PROBLEM REQUIREMENTS » Restate the data exactly as given and keep the pictures out.
>> BEGIN RECORDED DATA
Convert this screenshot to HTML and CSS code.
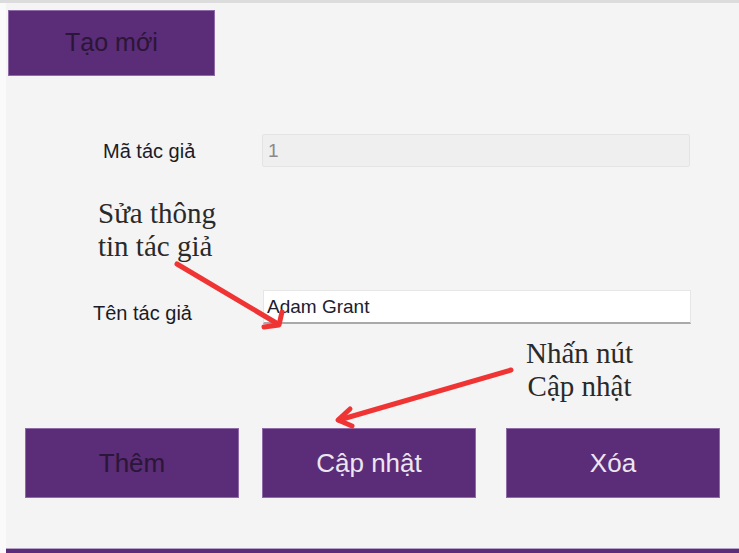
FILE: index.html
```html
<!DOCTYPE html>
<html lang="vi">
<head>
<meta charset="utf-8">
<title>Tác giả</title>
<link rel="stylesheet" href="styles.css">
</head>
<body>
<div class="screen">
  <div class="panel">
    <div class="toolbar">
      <button class="btn btn-new">Tạo mới</button>
    </div>
    <div class="row row-id">
      <label class="label label-id">Mã tác giả</label>
      <div class="field field-readonly">1</div>
    </div>
    <div class="row row-name">
      <label class="label label-name">Tên tác giả</label>
      <div class="field field-edit">Adam Grant</div>
    </div>
    <div class="actions">
      <button class="btn btn-action btn-dark-text">Thêm</button>
      <button class="btn btn-action">Cập nhật</button>
      <button class="btn btn-action btn-delete">Xóa</button>
    </div>
    <div class="spacer"></div>
    <div class="footer"></div>
  </div>

  <div class="note note-edit">Sửa thông<br>tin tác giả</div>
  <div class="note note-update">Nhấn nút<br>Cập nhật</div>
  <svg class="arrows" width="739" height="553" viewBox="0 0 739 553">
    <g fill="none" stroke="#f03434" stroke-width="5" stroke-linecap="round" stroke-linejoin="round">
      <line x1="177" y1="264" x2="278" y2="324"/>
      <polyline points="264,327 279,325 282,312"/>
      <line x1="511" y1="370" x2="339" y2="420"/>
      <polyline points="350,409 338,420 352,426"/>
    </g>
  </svg>
</div>
</body>
</html>
```

FILE: styles.css
```css
* { box-sizing: border-box; }
html, body { margin: 0; padding: 0; }
body {
  width: 739px;
  height: 553px;
  overflow: hidden;
  background: #fafafa;
  font-family: "Liberation Sans", Arial, sans-serif;
}
.screen {
  position: relative;
  width: 739px;
  height: 553px;
  border-top: 3px solid #dcdcdc;
}
.panel {
  margin-left: 6px;
  height: 550px;
  background: #f4f4f4;
  display: flex;
  flex-direction: column;
}
.btn {
  background: #5b2c77;
  border: 1px solid #8e6aa6;
  font-family: "Liberation Sans", Arial, sans-serif;
  padding: 0;
  cursor: pointer;
}
.toolbar {
  margin-top: 7px;
  padding-left: 2px;
  display: flex;
}
.btn-new {
  width: 207px;
  height: 66px;
  color: #2a1636;
  font-size: 25px;
  padding-bottom: 2px;
}
.row {
  display: flex;
  align-items: center;
}
.row-id { margin-top: 58px; height: 33px; }
.row-name { margin-top: 123px; height: 34px; }
.label {
  font-size: 20px;
  color: #1b1b26;
}
.label-id { padding-left: 97px; width: 256px; padding-top: 2px; }
.label-name { padding-left: 87px; width: 257px; padding-top: 12px; }
.field {
  width: 428px;
  height: 100%;
  display: flex;
  align-items: center;
  font-size: 19px;
}
.field-readonly {
  background: #efefef;
  border: 1px solid #e4e4e4;
  border-radius: 2px;
  color: #8a8a8a;
  padding-left: 5px;
}
.field-edit {
  background: #ffffff;
  border: 1px solid #e6e6e6;
  border-bottom: 2px solid #a9a9a9;
  color: #202030;
  padding-left: 3px;
  padding-top: 1px;
}
.actions {
  margin-top: 104px;
  display: flex;
  padding-left: 19px;
}
.btn-action {
  flex: 0 0 214px;
  height: 70px;
  color: #ece6f0;
  font-size: 26px;
  margin-right: 23px;
}
.btn-delete { margin-left: 7px; }
.btn-dark-text { color: #2a1636; }
.spacer { flex: 1; }
.footer {
  height: 5px;
  background: #5b2c77;
  border-top: 1px solid #b7a3c6;
}
.note {
  position: absolute;
  font-family: "Liberation Serif", "Times New Roman", serif;
  font-size: 29px;
  line-height: 33px;
  color: #2a2a2a;
}
.note-edit { left: 98px; top: 194px; }
.note-update { left: 526px; top: 334px; text-align: center; }
.arrows {
  position: absolute;
  left: 0;
  top: -3px;
  pointer-events: none;
}
```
>> END RECORDED DATA
RESULT OF THIS EXERCISE »
Convert this screenshot to HTML and CSS code.
FILE: index.html
```html
<!DOCTYPE html>
<html lang="vi">
<head>
<meta charset="utf-8">
<title>Tác giả</title>
<link rel="stylesheet" href="styles.css">
</head>
<body>
<div class="screen">
  <div class="panel">
    <div class="toolbar">
      <button class="btn btn-new">Tạo mới</button>
    </div>
    <div class="row row-id">
      <label class="label label-id">Mã tác giả</label>
      <div class="field field-readonly">1</div>
    </div>
    <div class="row row-name">
      <label class="label label-name">Tên tác giả</label>
      <div class="field field-edit">Adam Grant</div>
    </div>
    <div class="actions">
      <button class="btn btn-action btn-dark-text">Thêm</button>
      <button class="btn btn-action">Cập nhật</button>
      <button class="btn btn-action btn-delete">Xóa</button>
    </div>
    <div class="spacer"></div>
    <div class="footer"></div>
  </div>

  <div class="note note-edit">Sửa thông<br>tin tác giả</div>
  <div class="note note-update">Nhấn nút<br>Cập nhật</div>
  <svg class="arrows" width="739" height="553" viewBox="0 0 739 553">
    <g fill="none" stroke="#f03434" stroke-width="5" stroke-linecap="round" stroke-linejoin="round">
      <line x1="177" y1="264" x2="278" y2="324"/>
      <polyline points="264,327 279,325 282,312"/>
      <line x1="511" y1="370" x2="339" y2="420"/>
      <polyline points="350,409 338,420 352,426"/>
    </g>
  </svg>
</div>
</body>
</html>
```

FILE: styles.css
```css
* { box-sizing: border-box; }
html, body { margin: 0; padding: 0; }
body {
  width: 739px;
  height: 553px;
  overflow: hidden;
  background: #fafafa;
  font-family: "Liberation Sans", Arial, sans-serif;
}
.screen {
  position: relative;
  width: 739px;
  height: 553px;
  border-top: 3px solid #dcdcdc;
}
.panel {
  margin-left: 6px;
  height: 550px;
  background: #f4f4f4;
  display: flex;
  flex-direction: column;
}
.btn {
  background: #5b2c77;
  border: 1px solid #8e6aa6;
  font-family: "Liberation Sans", Arial, sans-serif;
  padding: 0;
  cursor: pointer;
}
.toolbar {
  margin-top: 7px;
  padding-left: 2px;
  display: flex;
}
.btn-new {
  width: 207px;
  height: 66px;
  color: #2a1636;
  font-size: 25px;
  padding-bottom: 2px;
}
.row {
  display: flex;
  align-items: center;
}
.row-id { margin-top: 58px; height: 33px; }
.row-name { margin-top: 123px; height: 34px; }
.label {
  font-size: 20px;
  color: #1b1b26;
}
.label-id { padding-left: 97px; width: 256px; padding-top: 2px; }
.label-name { padding-left: 87px; width: 257px; padding-top: 12px; }
.field {
  width: 428px;
  height: 100%;
  display: flex;
  align-items: center;
  font-size: 19px;
}
.field-readonly {
  background: #efefef;
  border: 1px solid #e4e4e4;
  border-radius: 2px;
  color: #8a8a8a;
  padding-left: 5px;
}
.field-edit {
  background: #ffffff;
  border: 1px solid #e6e6e6;
  border-bottom: 2px solid #a9a9a9;
  color: #202030;
  padding-left: 3px;
  padding-top: 1px;
}
.actions {
  margin-top: 104px;
  display: flex;
  padding-left: 19px;
}
.btn-action {
  flex: 0 0 214px;
  height: 70px;
  color: #ece6f0;
  font-size: 26px;
  margin-right: 23px;
}
.btn-delete { margin-left: 7px; }
.btn-dark-text { color: #2a1636; }
.spacer { flex: 1; }
.footer {
  height: 5px;
  background: #5b2c77;
  border-top: 1px solid #b7a3c6;
}
.note {
  position: absolute;
  font-family: "Liberation Serif", "Times New Roman", serif;
  font-size: 29px;
  line-height: 33px;
  color: #2a2a2a;
}
.note-edit { left: 98px; top: 194px; }
.note-update { left: 526px; top: 334px; text-align: center; }
.arrows {
  position: absolute;
  left: 0;
  top: -3px;
  pointer-events: none;
}
```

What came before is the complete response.